**Brief**
Tally the lines that contain "with" and report the total alone.

— begin Material provided —

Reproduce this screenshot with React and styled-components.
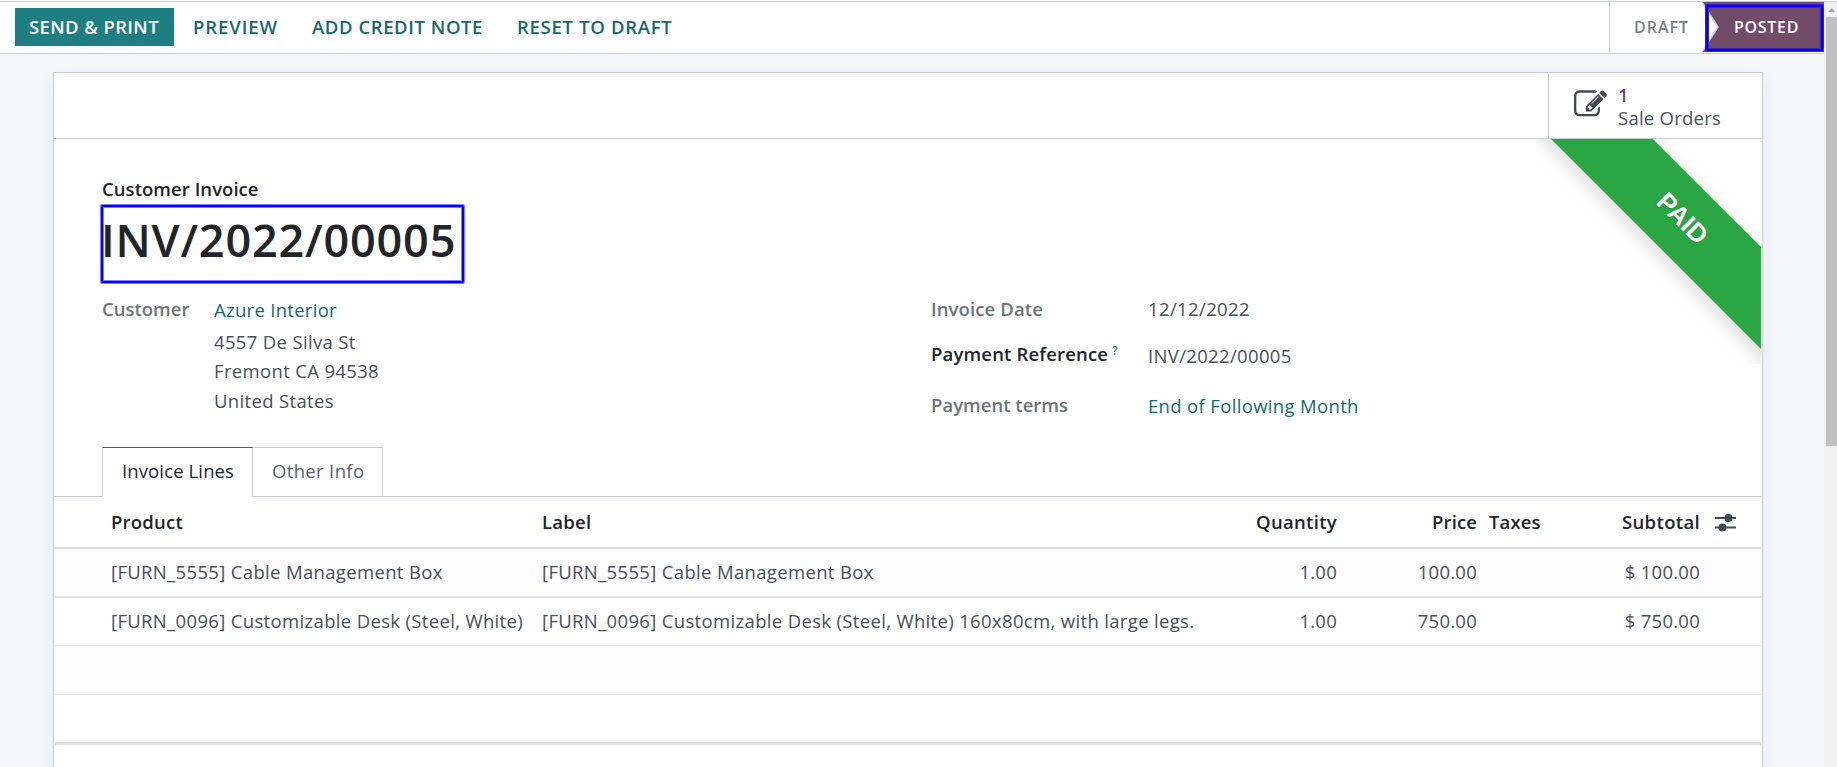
import React from "react";
import styled, { createGlobalStyle } from "styled-components";

const GlobalStyle = createGlobalStyle`
  * { box-sizing: border-box; }
  html, body { margin: 0; height: 100%; overflow: hidden; }
  body {
    font-family: "Open Sans", "Noto Sans", sans-serif;
    font-size: 18.5px;
    line-height: 25px;
    color: #4a4f59;
    background: #f5f6fa;
    white-space: nowrap;
  }
`;

const line = "#c9ccd2";
const softLine = "#e0e1e6";
const teal = "#17696b";
const plum = "#714b67";
const ink = "#212529";

const Page = styled.div`
  height: 767px;
  display: flex;
  flex-direction: column;
  overflow: hidden;
  border-top: 1px solid #fff;
`;

const Main = styled.div`
  flex: 1;
  min-height: 0;
  display: flex;
  border-top: 1px solid ${line};
`;

const Content = styled.div`
  flex: 1;
  min-width: 0;
  overflow: hidden;
`;

const Text = styled.span`
  letter-spacing: ${(p) => p.$ls ?? 0.34}px;
`;

/* ---- Action bar ---- */

const ActionBar = styled.header`
  height: 52px;
  display: flex;
  justify-content: space-between;
  background: #fff;
  border-bottom: 1px solid ${line};
`;

const Actions = styled.div`
  display: flex;
  align-items: flex-start;
  padding: 6px 0 0 15px;
`;

const ActionButton = styled.button`
  height: 38px;
  width: ${(p) => p.$width}px;
  padding: 6px 0 7px ${(p) => (p.$primary ? 14 : 19)}px;
  border: 0;
  font: inherit;
  font-weight: 600;
  text-align: left;
  color: ${(p) => (p.$primary ? "#fff" : teal)};
  background: ${(p) => (p.$primary ? "#1e7f83" : "transparent")};
`;

const StatusBar = styled.div`
  display: flex;
  height: 50px;
  border-left: 1px solid ${line};
  font-size: 16px;
  font-weight: 600;
  line-height: 22px;
`;

const Status = styled.div`
  width: 92px;
  padding: 14px 0 0 24px;
  color: #7a7f87;
`;

const CurrentStatus = styled.div`
  position: relative;
  width: 122px;
  padding: 14px 0 0 32px;
  color: #fff;
`;

const StatusShape = styled.svg`
  position: absolute;
  inset: 0;
`;

const StatusLabel = styled.span`
  position: relative;
  letter-spacing: 0.7px;
`;

const StatusHighlight = styled.div`
  position: absolute;
  left: 4px;
  top: 3px;
  width: 117px;
  height: 46px;
  border: 2px solid #0000ff;
  border-radius: 1px;
  box-shadow: 0 0 0 1px #3a1ddc, inset 0 0 0 1px #3a26b3;
`;

/* ---- Sheet ---- */

const Sheet = styled.section`
  position: relative;
  width: 1710px;
  height: 740px;
  margin: 18px 0 0 53px;
  padding-right: 1px;
  background: #fff;
  border: 1px solid ${line};
  box-shadow: 0 8px 18px rgba(40, 45, 70, 0.05);
`;

const StatBar = styled.div`
  height: 66px;
  display: flex;
  justify-content: flex-end;
  border-bottom: 1px solid ${line};
`;

const StatButton = styled.div`
  width: 213px;
  display: flex;
  border-left: 1px solid ${line};
  padding: 10px 0 0 25px;
  gap: 11px;
`;

const StatIcon = styled.svg`
  width: 33px;
  height: 33px;
  margin-top: 5px;
  fill: #434852;
`;

const StatText = styled.div`
  display: flex;
  flex-direction: column;
  line-height: 23px;
`;

const StatValue = styled.span`
  color: ${plum};
  font-weight: 600;
`;

const RibbonClip = styled.div`
  position: absolute;
  top: 66px;
  right: 1px;
  width: 225px;
  height: 225px;
  overflow: hidden;
`;

const Ribbon = styled.div`
  position: absolute;
  left: -34.5px;
  top: 44px;
  width: 360px;
  height: 72px;
  transform: rotate(45deg);
  background: #2ba645;
  box-shadow: 0 5px 20px rgba(0, 0, 0, 0.16);
  color: #fff;
  font: bold 26px/71px "Liberation Sans", Arial, sans-serif;
  text-align: center;
  text-shadow: 0 1px 1px rgba(0, 0, 0, 0.2);
`;

const Heading = styled.div`
  padding: 37px 0 0 47px;
`;

const Kind = styled.div`
  padding-left: 1px;
  height: 28px;
  font-weight: 600;
  color: ${ink};
`;

const Title = styled.h1`
  margin: 1px 0 0;
  width: 363px;
  height: 78px;
  padding-top: 2px;
  border: 2px solid #0000ff;
  border-radius: 1px;
  box-shadow: 0 0 0 1px #8080ff, inset 0 0 0 1px #8080ff;
  font-size: 45px;
  font-weight: 600;
  line-height: 61px;
  text-indent: -2px;
  color: ${ink};
`;

const Groups = styled.div`
  display: grid;
  grid-template-columns: 829px 1fr;
  height: 164px;
  padding: 13px 0 0 48px;
`;

const Field = styled.div`
  display: grid;
  grid-template-columns: ${(p) => p.$label}px 1fr;
  height: ${(p) => p.$height || 25}px;
`;

const Label = styled.div`
  padding-top: ${(p) => p.$drop || 0}px;
  font-weight: 600;
  color: ${(p) => (p.$dark ? ink : "#70737a")};
`;

const Value = styled.div`
  padding-top: ${(p) => p.$drop || 0}px;
`;

const Link = styled.div`
  height: 29.6px;
  color: ${teal};
`;

const AddressLine = styled.div`
  line-height: 29.5px;
`;

const Help = styled.sup`
  margin-left: 4px;
  font-size: 12px;
  line-height: 0;
  vertical-align: 6px;
  color: #1e7f83;
`;

/* ---- Tabs ---- */

const Tabs = styled.nav`
  height: 50px;
  display: flex;
  padding-left: 48px;
  border-bottom: 1px solid ${line};
`;

const Tab = styled.div`
  width: ${(p) => p.$width}px;
  height: 50px;
  padding: 10px 0 0 19px;
  border: 1px solid ${line};
  border-left-width: ${(p) => (p.$active ? 1 : 0)}px;
  border-top-color: ${(p) => (p.$active ? plum : line)};
  border-bottom-color: ${(p) => (p.$active ? "#fff" : line)};
  color: ${(p) => (p.$active ? ink : "#5c616b")};
  background: #fff;
`;

/* ---- Lines ---- */

const Row = styled.div`
  display: grid;
  grid-template-columns: 431px 659px 136px 140px 103px 120px 1fr;
  margin-left: ${(p) => (p.$head ? 0 : 1)}px;
  padding: ${(p) => (p.$head ? "12px 0 0 57px" : "10px 0 0 56px")};
  height: ${(p) => p.$height}px;
  border-bottom: ${(p) => p.$rule}px solid ${softLine};
  background: ${(p) => (p.$striped ? "#fcfcfc" : "#fff")};
  color: ${(p) => (p.$head ? ink : "inherit")};
  font-weight: ${(p) => (p.$head ? 600 : 400)};
`;

const Cell = styled.div`
  text-align: ${(p) => (p.$num ? "right" : "left")};
  padding-left: ${(p) => p.$pad || 0}px;
`;

const OptionsIcon = styled.svg`
  display: block;
  width: 21px;
  height: 20px;
  margin-top: 3px;
`;

/* ---- Scrollbar ---- */

const Scrollbar = styled.div`
  width: 13px;
  background: #f1f1f1;
  display: flex;
  flex-direction: column;
  align-items: flex-end;
`;

const ScrollArrow = styled.svg`
  width: 11px;
  height: 15px;
`;

const ScrollThumb = styled.div`
  width: 11px;
  height: 429px;
  background: #c1c1c1;
`;

const lines = [
  {
    product: "[FURN_5555] Cable Management Box",
    label: "[FURN_5555] Cable Management Box",
    quantity: "1.00",
    price: "100.00",
    subtotal: "$ 100.00",
    height: 49,
    rule: 2,
  },
  {
    product: "[FURN_0096] Customizable Desk (Steel, White)",
    label: "[FURN_0096] Customizable Desk (Steel, White) 160x80cm, with large legs.",
    quantity: "1.00",
    price: "750.00",
    subtotal: "$ 750.00",
    height: 48,
    rule: 1,
  },
];

export default function App() {
  return (
    <Page>
      <GlobalStyle />
      <Main>
        <Content>
          <ActionBar>
            <Actions>
              <ActionButton $primary $width={159}><Text $ls={0.37}>SEND &amp; PRINT</Text></ActionButton>
              <ActionButton $width={119}><Text $ls={0.93}>PREVIEW</Text></ActionButton>
              <ActionButton $width={205}><Text $ls={0.58}>ADD CREDIT NOTE</Text></ActionButton>
              <ActionButton $width={190}><Text $ls={0.7}>RESET TO DRAFT</Text></ActionButton>
            </Actions>
            <StatusBar>
              <Status><Text $ls={1}>DRAFT</Text></Status>
              <CurrentStatus>
                <StatusShape width="122" height="50" viewBox="0 0 122 50">
                  <path d="M0 0H122V50H0L16 25Z" fill={plum} />
                  <path d="M0 0L16 25L0 50" fill="none" stroke="#c9ccd2" strokeWidth="1.5" />
                </StatusShape>
                <StatusLabel>POSTED</StatusLabel>
                <StatusHighlight />
              </CurrentStatus>
            </StatusBar>
          </ActionBar>

          <Sheet>
            <StatBar>
              <StatButton>
                <StatIcon viewBox="0 0 1792 1792">
                  <path d="M888 1184l116-116-152-152-116 116v56h96v96h56zm440-720q-16-16-33 1l-350 350q-17 17-1 33t33-1l350-350q17-17 1-33zm80 594v190q0 119-84.5 203.5t-203.5 84.5h-832q-119 0-203.5-84.5t-84.5-203.5v-832q0-119 84.5-203.5t203.5-84.5h832q63 0 117 25 15 7 18 23 3 17-9 29l-49 49q-14 14-32 8-23-6-45-6h-832q-66 0-113 47t-47 113v832q0 66 47 113t113 47h832q66 0 113-47t47-113v-126q0-13 9-22l64-64q15-15 35-7t20 29zm-96-738l288 288-672 672h-288v-288zm444 132l-92 92-288-288 92-92q28-28 68-28t68 28l152 152q28 28 28 68t-28 68z" />
                </StatIcon>
                <StatText>
                  <StatValue>1</StatValue>
                  <Text $ls={0.25}>Sale Orders</Text>
                </StatText>
              </StatButton>
            </StatBar>
            <RibbonClip><Ribbon>PAID</Ribbon></RibbonClip>

            <Heading>
              <Kind><Text $ls={0.05}>Customer Invoice</Text></Kind>
              <Title><Text $ls={0.82}>INV/2022/00005</Text></Title>
            </Heading>

            <Groups>
              <Field $label={112}>
                <Label><Text $ls={0}>Customer</Text></Label>
                <Value $drop={1}>
                  <Link><Text $ls={0.29}>Azure Interior</Text></Link>
                  <AddressLine><Text>4557 De Silva St</Text></AddressLine>
                  <AddressLine><Text>Fremont CA 94538</Text></AddressLine>
                  <AddressLine><Text>United States</Text></AddressLine>
                </Value>
              </Field>
              <div>
                <Field $label={217} $height={44}>
                  <Label><Text $ls={0.11}>Invoice Date</Text></Label>
                  <Value><Text $ls={0.38}>12/12/2022</Text></Value>
                </Field>
                <Field $label={217} $height={52}>
                  <Label $dark $drop={1}><Text $ls={0.17}>Payment Reference</Text><Help>?</Help></Label>
                  <Value $drop={3}><Text>INV/2022/00005</Text></Value>
                </Field>
                <Field $label={217}>
                  <Label><Text $ls={0.02}>Payment terms</Text></Label>
                  <Value $drop={1}><Link><Text>End of Following Month</Text></Link></Value>
                </Field>
              </div>
            </Groups>

            <Tabs>
              <Tab $active $width={151}><Text $ls={0.12}>Invoice Lines</Text></Tab>
              <Tab $width={130}><Text>Other Info</Text></Tab>
            </Tabs>

            <Row $head $height={52} $rule={2}>
              <Cell><Text $ls={0.22}>Product</Text></Cell>
              <Cell><Text $ls={0.27}>Label</Text></Cell>
              <Cell $num><Text $ls={0.3}>Quantity</Text></Cell>
              <Cell $num><Text $ls={0.12}>Price</Text></Cell>
              <Cell $pad={12}><Text $ls={0.1}>Taxes</Text></Cell>
              <Cell $num><Text $ls={0.34}>Subtotal</Text></Cell>
              <Cell $pad={15}>
                <OptionsIcon viewBox="0 0 21 20">
                  <path d="M0 6H21M0 15.5H21" stroke="#434852" strokeWidth="1.8" />
                  <circle cx="13.5" cy="6" r="4" fill="#434852" />
                  <circle cx="7.5" cy="15.5" r="4" fill="#434852" />
                </OptionsIcon>
              </Cell>
            </Row>
            {lines.map((l, i) => (
              <Row key={l.product} $striped={i % 2 === 0} $height={l.height} $rule={l.rule}>
                <Cell><Text>{l.product}</Text></Cell>
                <Cell><Text>{l.label}</Text></Cell>
                <Cell $num><Text $ls={0.25}>{l.quantity}</Text></Cell>
                <Cell $num><Text $ls={0.25}>{l.price}</Text></Cell>
                <Cell />
                <Cell $num><Text $ls={0.25}>{l.subtotal}</Text></Cell>
              </Row>
            ))}
            <Row $striped $height={49} $rule={1} />
            <Row $height={50} $rule={3} />
          </Sheet>
        </Content>
        <Scrollbar>
          <ScrollArrow viewBox="0 0 11 15">
            <path d="M2 10L5.5 6L9 10Z" fill="#a3a3a3" />
          </ScrollArrow>
          <ScrollThumb />
        </Scrollbar>
      </Main>
    </Page>
  );
}
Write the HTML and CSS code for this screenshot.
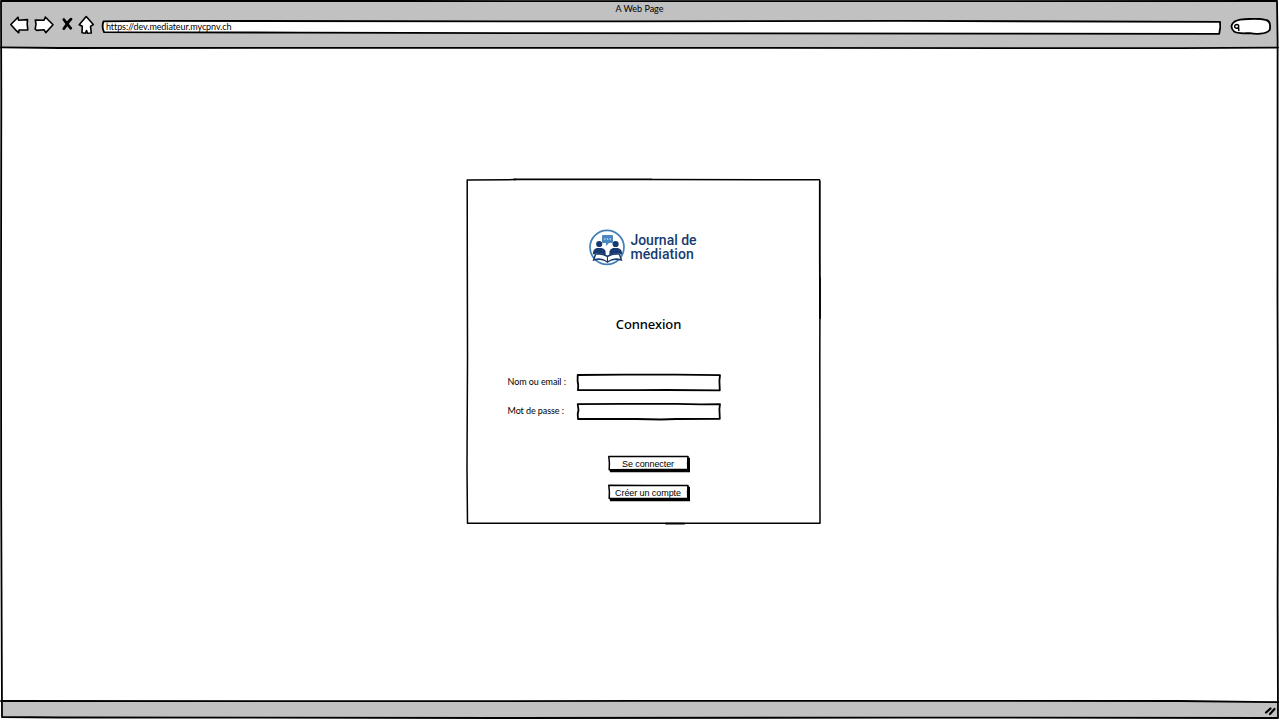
FILE: index.html
```html
<!DOCTYPE html>
<html lang="fr">
<head>
<meta charset="utf-8">
<title>Journal de médiation</title>
<link rel="stylesheet" href="styles.css">
</head>
<body>
<div class="browser">
  <svg class="sketch" viewBox="0 0 1280 721">
    <path d="M1 1 L400 1 L800 1.2 L1277 1 L1277.6 40 L1277.5 300 L1278 450 L1277.6 600 L1278 718 L900 717.6 L500 718 L60 717.5 L2 717 L1.2 500 L1 300 L1.3 100 Z"/>
    <path d="M1 47.4 L60 48 L640 47.8 L1180 48.2 L1278 47.6"/>
    <path d="M1 701 L400 701.2 L640 700.9 L1180 701 L1278 702.2"/>
  </svg>
  <header class="chrome">
    <div class="page-title">A Web Page</div>
    <div class="toolbar">
      <svg class="nav" viewBox="0 0 90 22">
        <path d="M.8 10.5 8 3.2 8.5 6.2 17.5 5.6 17.2 10 17.8 16 9 16 8.8 18.8 5.5 15.8Z"/>
        <path d="M25.3 6 34 6.2 35.3 3 43 10.8 35.8 18.6 34 15.7 26.8 16.4 25.2 15.2 26 10Z"/>
        <path class="cross" d="M53.8 5.5C55 7 58.5 12 60.7 14.2M61 5.2C58 7.5 56 12 53.8 14.6"/>
        <path d="M69.2 10.7 76.2 2.5 83.3 10.5 80.5 12.3 81.3 19 77.5 19.3 76.5 16.5 75.5 19.2 72 18.8 72.3 12.3Z"/>
      </svg>
      <div class="address">
        <svg class="sketch" viewBox="0 0 1120 16" preserveAspectRatio="none">
          <path class="paper" d="M2.5 1.4 L50 .9 L520 1.4 L800 .9 L1119 1.9 L1119.3 7 L1118.2 13.8 L900 13.6 L420 13.2 L200 12.6 L3 12.2 Q.5 7 2.5 1.4Z"/>
        </svg>
        <span class="url">https://dev.mediateur.mycpnv.ch</span>
      </div>
      <svg class="search" viewBox="0 0 42 18">
        <path class="paper" d="M10 1.6C20 .6 32 .7 36 2 41 3.2 40.5 8 39.7 12 36 16.5 25 16.3 20 15.2 13 15.2 7 16 4 13.4-.5 9 1 3.5 10 1.6Z"/>
        <path d="M7 6.5C3.5 6.5 4 11 7.5 10.2 9.5 9 9 6.5 7 6.5M8.6 9.5 8.8 12.5" stroke-width="1.5"/>
      </svg>
    </div>
  </header>
  <main class="content">
    <section class="card">
      <svg class="sketch" viewBox="0 0 355 347">
        <path d="M1.5 1.9 L50 1.6 M185 1.6 L353.5 1.7 M354 100 L353.8 180 L354 345.3 L240 345.2 L1.5 345.2 L1 290 L1.5 180 L1.3 80 L1.2 2" stroke-width="1.5"/>
        <path d="M48 1.3 L185 1.3 M353.8 3 L353.8 75 L354 140"/>
        <path d="M200 345.7 L218 345.7"/>
      </svg>
      <div class="brand">
        <svg class="emblem" viewBox="0 0 38 38">
          <circle cx="19" cy="19.3" r="17" fill="none" stroke="#4380b8" stroke-width="1.7"/>
          <path d="M15 7h9q1 0 1 1v6q0 1-1 1h-3l-3 3v-3h-3q-1 0-1-1V8q0-1 1-1Z" fill="#4b88c2"/>
          <path d="M16.2 11h1.3m1.4 0h1.3m1.4 0h1.3" stroke="#fff" stroke-width="1.2" stroke-linecap="butt"/>
          <g fill="#173b70">
            <circle cx="11.2" cy="16" r="3.1"/><circle cx="27.6" cy="16" r="3.1"/>
            <path d="M5 26.5V24Q6 20.5 9 20H13.5Q17 20.5 17.6 23.5V27Q12 24 5 26.5ZM21.4 27V23.5Q22 20.5 25 20H29.5Q33 20.5 34 24V26.5Q27 24 21.4 27Z"/>
            <path d="M4.5 33 7 25.5Q14 24 19.4 27.5 25 24 32 25.5L34.5 33Q25 30 19.5 35 14 30 4.5 33Z"/>
          </g>
          <path d="M6.8 30.7 8.2 26.8Q14 26 18.9 29V33Q14 29 6.8 30.7ZM20 33V29Q25 26 30.8 26.8L32.3 30.7Q25 29 20 33Z" fill="#fff"/>
        </svg>
        <div class="wordmark"><span class="w1">Journal de</span><span class="w2">médiation</span></div>
      </div>
      <h1 class="heading">Connexion</h1>
      <form class="form">
        <div class="row">
          <label class="l1">Nom ou email :</label>
          <div class="field"><svg class="sketch" viewBox="0 0 146 19"><path d="M1.7 2 L48 1.7 L100 1.6 L144 2.2 L143.4 8 L143.8 17.3 L90 17 L60 17.2 L2 17.2 L2.2 12 L1.6 8Z"/></svg></div>
        </div>
        <div class="row">
          <label class="l2">Mot de passe :</label>
          <div class="field"><svg class="sketch" viewBox="0 0 146 19"><path d="M1.7 2.2 L48 1.9 L100 1.8 L125 2.3 L144 2.2 L143.4 7 L143.8 16.8 L100 17 L85 17.5 L60 17 L2 17 L1.7 12 L2.5 8Z"/></svg></div>
        </div>
      </form>
      <div class="actions">
        <div class="button"><svg class="sketch" viewBox="0 0 84 18"><path class="shade" d="M80.5 2 83 3 83 17.3 3 17.3 2.7 14.5 80.5 14.5Z"/><path d="M1.8 1.4 L40 1.6 L81 1.4 L80.6 8 L80.8 14.6 L40 14.5 L2.2 14.8 L2.4 8Z" stroke-width="1.5"/></svg><span class="b1">Se connecter</span></div>
        <div class="button"><svg class="sketch" viewBox="0 0 84 18"><path class="shade" d="M80.5 2 83 3 83 17.3 3 17.3 2.7 14.5 80.5 14.5Z"/><path d="M1.8 1.2 L40 1.6 L81 1.4 L80.6 8 L80.8 14.6 L40 14.5 L2.2 14.6 L2.4 8Z" stroke-width="1.5"/></svg><span class="b2">Créer un compte</span></div>
      </div>
    </section>
  </main>
  <footer class="status">
    <svg class="grip" viewBox="0 0 14 12"><path d="M2 8.5 6.5 4.5M6 10 10.5 5"/></svg>
  </footer>
</div>
</body>
</html>
```
FILE: styles.css
```css
* { box-sizing: border-box; }
body { margin: 0; background: #fff; font-family: Lato, sans-serif; color: #000; font-size: 9px; }
svg { display: block; fill: none; stroke: #000; stroke-width: 1.8; stroke-linejoin: round; stroke-linecap: round; }
.browser { position: relative; width: 1280px; height: 721px; display: flex; flex-direction: column; overflow: hidden; padding: 0 2px 3px 1px; }
.sketch { position: absolute; inset: 0; width: 100%; height: 100%; pointer-events: none; }
.chrome { height: 48px; background: #c1c1c1; }
.page-title { height: 18px; line-height: 18px; text-align: center; }
.toolbar { display: flex; align-items: flex-start; padding: 1px 5px 0 9px; }
.nav { width: 90px; height: 22px; margin: -5px 1px 0 0; flex: none; }
.nav path { fill: #fff; stroke-width: 1.6; }
.nav .cross { stroke-width: 2.8; fill: none; }
.address { position: relative; width: 1120px; flex: none; height: 16px; display: flex; align-items: flex-start; margin: 1px 9px 0 0; padding-left: 5px; }
.paper { fill: #fff; }
.url { position: relative; line-height: 13px; white-space: nowrap; letter-spacing: -0.09px; }
.search { width: 42px; height: 18px; margin-top: -1px; flex: none; }
.content { flex: 1; display: flex; justify-content: center; padding: 130px 0 0 7px; }
.card { position: relative; width: 355px; height: 347px; display: flex; flex-direction: column; align-items: center; padding: 50px 0 0 12px; }
.brand { display: flex; align-items: center; gap: 4px; height: 38px; margin-right: 13px; }
.emblem { width: 38px; height: 38px; stroke: none; }
.wordmark { display: flex; flex-direction: column; color: #173b70; font: 500 14px/14px Roboto, sans-serif; white-space: nowrap; }
.w2 { letter-spacing: 0.1px; }
.heading { margin: 48px 1px 0 0; font: 500 13px/20px "Noto Sans", sans-serif; letter-spacing: -0.1px; }
.form { display: flex; flex-direction: column; gap: 10px; margin: 39px 0 0 30px; width: 214px; align-self: flex-start; }
.row { display: flex; justify-content: space-between; align-items: flex-start; }
.row label { line-height: 17px; white-space: nowrap; letter-spacing: -0.08px; }
.field { position: relative; width: 146px; height: 19px; }
.actions { display: flex; flex-direction: column; gap: 11px; margin-top: 34px; }
.button { position: relative; width: 84px; height: 18px; padding-right: 2px; line-height: 18px; text-align: center; white-space: nowrap; font-family: "Liberation Sans", Arial, sans-serif; letter-spacing: -0.08px; }
.button span { position: relative; }
.shade { fill: #000; stroke: none; }
.status { height: 17px; background: #c1c1c1; display: flex; justify-content: flex-end; align-items: center; }
.grip { width: 14px; height: 12px; stroke-width: 2.2; }
```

— end Material provided —

**Exercise answer**
2